Her stay lasted 19 years, during which she joined the restructuring and academic strengthening processes of the Colombian National Police, under the leadership of General Óscar Naranjo. According to the official herself, that experience "marked an essential milestone" in her humanistic understanding of the police role.
In addition to her work with the Colombian forces, Monteoliva served as director of academic programs, researcher, and professor at institutions in the coffee-producing country, the National Police, and various security entities in Latin America. In her international role, she collaborated with multilateral organizations of the United Nations, the IDB, and the CAF, with experience in El Salvador—where she worked for the past two years—, Honduras, Ecuador, Peru, Costa Rica, Dominican Republic, Guatemala, and Panama.
In Argentina, she had a significant role in provincial public administration: she was director of the Córdoba Crime Observatory, director of Planning, and Minister of Security at a particularly critical time for the province. At the national level, she joined Bullrich's first administration (2015-2019) as director of the Criminal Information System and, later, as national director of Operations, coordinating work with the four federal forces between 2018 and January 2020.
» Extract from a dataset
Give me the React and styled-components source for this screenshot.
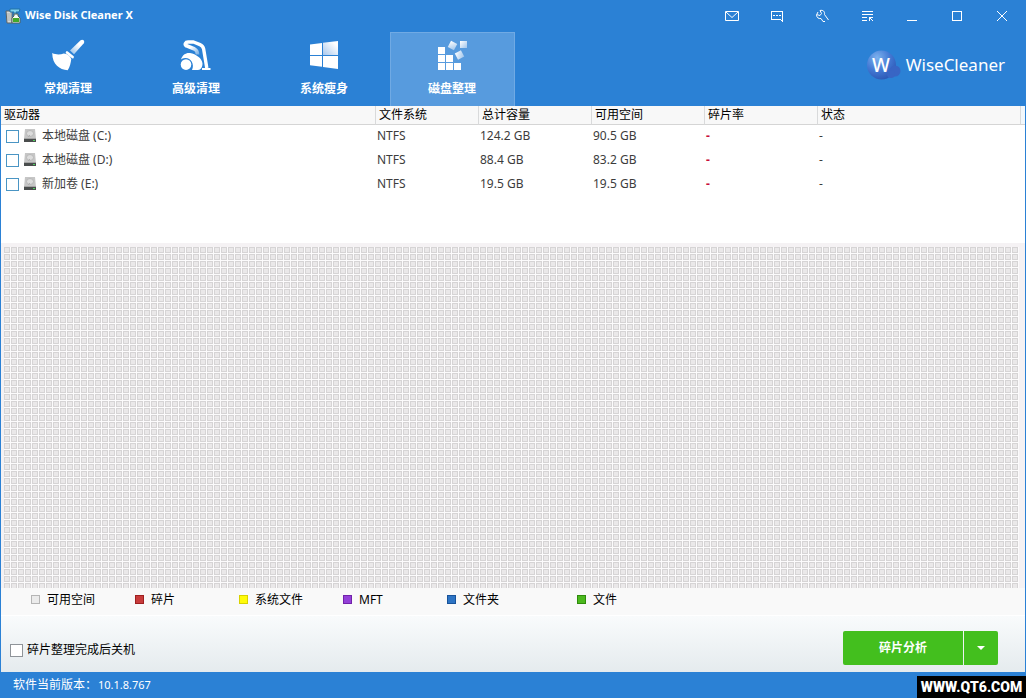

El comunciado del Gobierno.
Presti: a historic appointment
The confirmation of Lieutenant General Carlos Alberto Presti as the new Minister of Defense marks a historic turning point: according to the official statement, it is "the first time since the return of democracy" that a career military officer with an impeccable record has assumed this position. For the government, this appointment represents an essential step to "put an end to the demonization of our officers, non-commissioned officers, and soldiers."
Presti, current Chief of the Army General Staff, embodies—according to Casa Rosada—the combination of technical training, institutional leadership, and professional reputation that the administration seeks to consolidate at the head of critical areas for national defense. The Office of the President emphasized that his arrival at the Ministry constitutes "a tradition that we hope the political leadership will continue from now on."
Both appointments, assured the Office of the President, "imply a continuity of the direction that these ministries undertook on December 10, 2023, and their imprint will remain for the rest of this administration."
The statement concludes with a strategic assertion that synthesizes the government's vision: "The powerful Argentina that we all dream of and that Argentines reaffirmed at the polls last October 26 requires firm, professional, and depoliticized Security and Armed Forces, under the leadership of experts in their respective fields."